The **left plot** suggests the existence of a predictable law governing training dynamics. The x-axis metric, which likely combines model capacity (`S_c`), the gap between finite-data and infinite-data loss (`L(N,D) - L(N,∞)`), and a scaling exponent (`α_s`), successfully predicts when training should be stopped (`S_stop`) to avoid overfitting. The fact that points lie above the `y=x` line implies the theoretical metric provides a lower-bound estimate, and the actual optimal stopping point is slightly later.
The **right plot** provides the empirical loss curves that underpin the analysis on the left.
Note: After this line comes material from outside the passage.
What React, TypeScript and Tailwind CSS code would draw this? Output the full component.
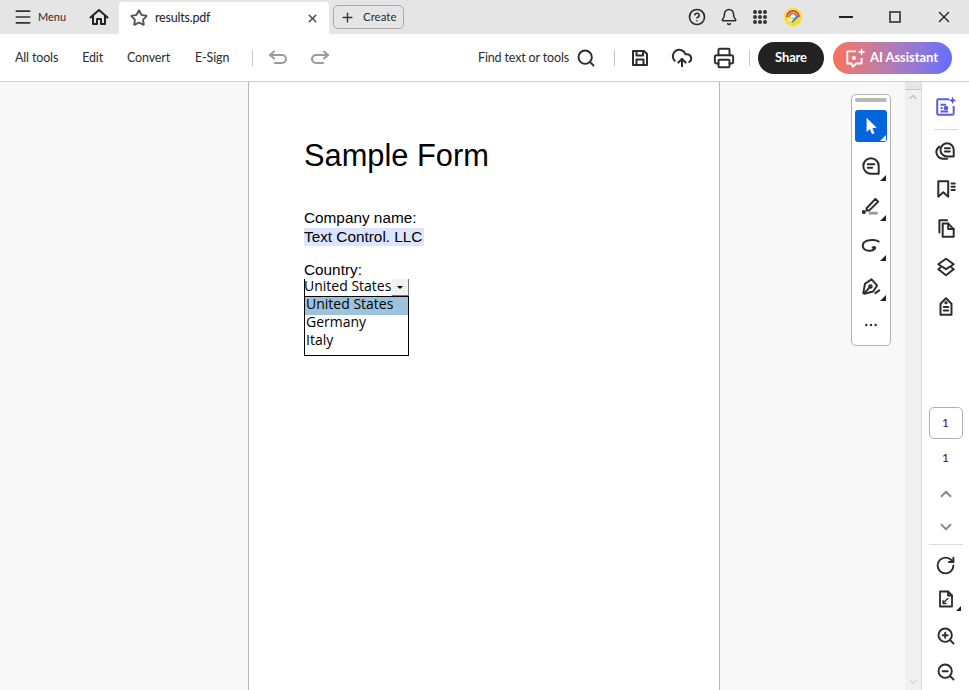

It shows the trade-off between dataset size and model performance:
* **Small Data:** Models learn quickly but are limited by the data's information content, leading to higher final loss and a larger generalization gap.
* **Large Data:** Models learn more slowly (require more steps) because they are fitting a more complex, richer data distribution, but they achieve superior final performance and a relatively smaller generalization gap.
The connection between the plots is that the early stopping step (`S_stop`) analyzed on the left is the point on the right-hand curves where the test loss (solid line) is minimized before it would start to increase due to overfitting. The analysis provides a method to predict this critical point without having to run full training to completion for every new dataset size, which is crucial for efficient large-scale model training. The clear trends indicate these scaling relationships are robust across the evaluated range of data sizes (from 21 million to 1.4 billion data points/tokens).